[BEGIN]

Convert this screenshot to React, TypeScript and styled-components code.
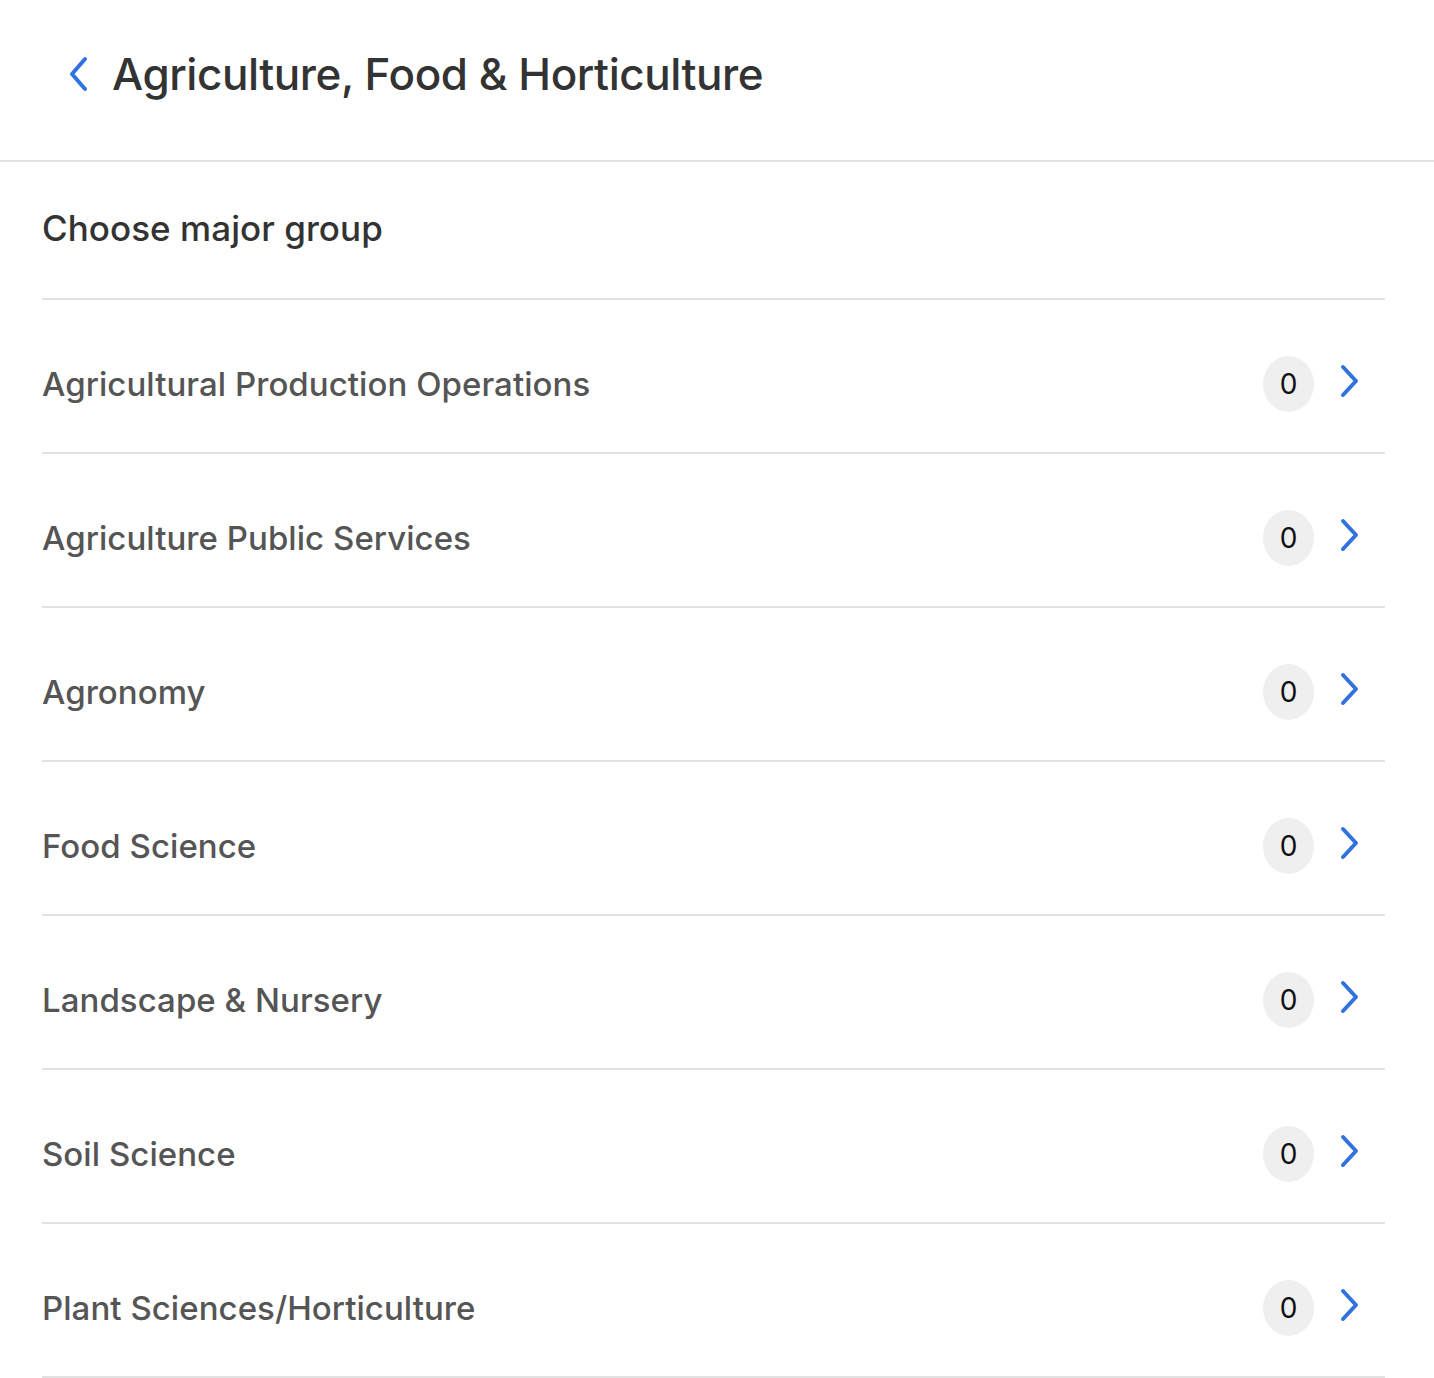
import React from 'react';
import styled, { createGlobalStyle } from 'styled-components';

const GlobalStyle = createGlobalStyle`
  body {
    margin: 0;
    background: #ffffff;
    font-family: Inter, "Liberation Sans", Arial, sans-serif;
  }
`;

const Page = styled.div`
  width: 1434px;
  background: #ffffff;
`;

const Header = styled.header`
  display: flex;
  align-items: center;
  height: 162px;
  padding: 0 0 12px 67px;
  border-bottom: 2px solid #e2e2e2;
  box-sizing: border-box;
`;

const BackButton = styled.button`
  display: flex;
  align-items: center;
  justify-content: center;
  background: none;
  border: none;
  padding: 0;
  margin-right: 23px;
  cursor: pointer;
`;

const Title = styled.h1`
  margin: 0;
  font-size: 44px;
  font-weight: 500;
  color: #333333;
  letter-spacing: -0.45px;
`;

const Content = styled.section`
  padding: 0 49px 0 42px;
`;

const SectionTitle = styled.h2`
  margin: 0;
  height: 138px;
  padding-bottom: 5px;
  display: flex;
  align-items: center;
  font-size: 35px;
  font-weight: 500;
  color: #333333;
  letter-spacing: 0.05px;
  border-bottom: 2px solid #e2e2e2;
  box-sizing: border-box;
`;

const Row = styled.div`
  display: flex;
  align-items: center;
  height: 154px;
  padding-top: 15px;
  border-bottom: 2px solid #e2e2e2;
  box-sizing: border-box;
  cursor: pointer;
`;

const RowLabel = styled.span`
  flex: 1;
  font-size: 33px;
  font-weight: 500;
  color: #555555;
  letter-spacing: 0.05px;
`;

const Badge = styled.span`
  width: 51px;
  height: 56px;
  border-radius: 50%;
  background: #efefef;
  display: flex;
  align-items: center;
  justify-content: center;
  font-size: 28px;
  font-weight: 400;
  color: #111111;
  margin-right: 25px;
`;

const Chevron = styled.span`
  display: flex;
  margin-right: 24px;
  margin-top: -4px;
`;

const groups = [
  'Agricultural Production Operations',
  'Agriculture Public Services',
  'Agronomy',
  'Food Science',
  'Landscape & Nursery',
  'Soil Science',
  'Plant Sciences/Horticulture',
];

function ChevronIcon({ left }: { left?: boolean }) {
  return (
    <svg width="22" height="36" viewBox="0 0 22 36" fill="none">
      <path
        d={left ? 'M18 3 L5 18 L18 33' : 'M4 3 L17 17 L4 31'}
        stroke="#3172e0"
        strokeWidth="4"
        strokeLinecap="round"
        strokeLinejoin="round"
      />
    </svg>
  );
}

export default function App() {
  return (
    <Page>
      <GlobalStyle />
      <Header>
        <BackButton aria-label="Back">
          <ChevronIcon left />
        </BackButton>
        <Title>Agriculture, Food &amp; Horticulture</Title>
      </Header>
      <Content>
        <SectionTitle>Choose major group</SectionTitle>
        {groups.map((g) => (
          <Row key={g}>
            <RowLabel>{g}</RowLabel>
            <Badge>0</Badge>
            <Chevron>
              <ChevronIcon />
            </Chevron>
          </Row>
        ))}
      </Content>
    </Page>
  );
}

[END]

GIVEN INSTRUCTION: Your task is to repeat the material above exactly, without its pictures.

ANSWER FOR THIS EXERCISE:
Convert this screenshot to React, TypeScript and styled-components code.
import React from 'react';
import styled, { createGlobalStyle } from 'styled-components';

const GlobalStyle = createGlobalStyle`
  body {
    margin: 0;
    background: #ffffff;
    font-family: Inter, "Liberation Sans", Arial, sans-serif;
  }
`;

const Page = styled.div`
  width: 1434px;
  background: #ffffff;
`;

const Header = styled.header`
  display: flex;
  align-items: center;
  height: 162px;
  padding: 0 0 12px 67px;
  border-bottom: 2px solid #e2e2e2;
  box-sizing: border-box;
`;

const BackButton = styled.button`
  display: flex;
  align-items: center;
  justify-content: center;
  background: none;
  border: none;
  padding: 0;
  margin-right: 23px;
  cursor: pointer;
`;

const Title = styled.h1`
  margin: 0;
  font-size: 44px;
  font-weight: 500;
  color: #333333;
  letter-spacing: -0.45px;
`;

const Content = styled.section`
  padding: 0 49px 0 42px;
`;

const SectionTitle = styled.h2`
  margin: 0;
  height: 138px;
  padding-bottom: 5px;
  display: flex;
  align-items: center;
  font-size: 35px;
  font-weight: 500;
  color: #333333;
  letter-spacing: 0.05px;
  border-bottom: 2px solid #e2e2e2;
  box-sizing: border-box;
`;

const Row = styled.div`
  display: flex;
  align-items: center;
  height: 154px;
  padding-top: 15px;
  border-bottom: 2px solid #e2e2e2;
  box-sizing: border-box;
  cursor: pointer;
`;

const RowLabel = styled.span`
  flex: 1;
  font-size: 33px;
  font-weight: 500;
  color: #555555;
  letter-spacing: 0.05px;
`;

const Badge = styled.span`
  width: 51px;
  height: 56px;
  border-radius: 50%;
  background: #efefef;
  display: flex;
  align-items: center;
  justify-content: center;
  font-size: 28px;
  font-weight: 400;
  color: #111111;
  margin-right: 25px;
`;

const Chevron = styled.span`
  display: flex;
  margin-right: 24px;
  margin-top: -4px;
`;

const groups = [
  'Agricultural Production Operations',
  'Agriculture Public Services',
  'Agronomy',
  'Food Science',
  'Landscape & Nursery',
  'Soil Science',
  'Plant Sciences/Horticulture',
];

function ChevronIcon({ left }: { left?: boolean }) {
  return (
    <svg width="22" height="36" viewBox="0 0 22 36" fill="none">
      <path
        d={left ? 'M18 3 L5 18 L18 33' : 'M4 3 L17 17 L4 31'}
        stroke="#3172e0"
        strokeWidth="4"
        strokeLinecap="round"
        strokeLinejoin="round"
      />
    </svg>
  );
}

export default function App() {
  return (
    <Page>
      <GlobalStyle />
      <Header>
        <BackButton aria-label="Back">
          <ChevronIcon left />
        </BackButton>
        <Title>Agriculture, Food &amp; Horticulture</Title>
      </Header>
      <Content>
        <SectionTitle>Choose major group</SectionTitle>
        {groups.map((g) => (
          <Row key={g}>
            <RowLabel>{g}</RowLabel>
            <Badge>0</Badge>
            <Chevron>
              <ChevronIcon />
            </Chevron>
          </Row>
        ))}
      </Content>
    </Page>
  );
}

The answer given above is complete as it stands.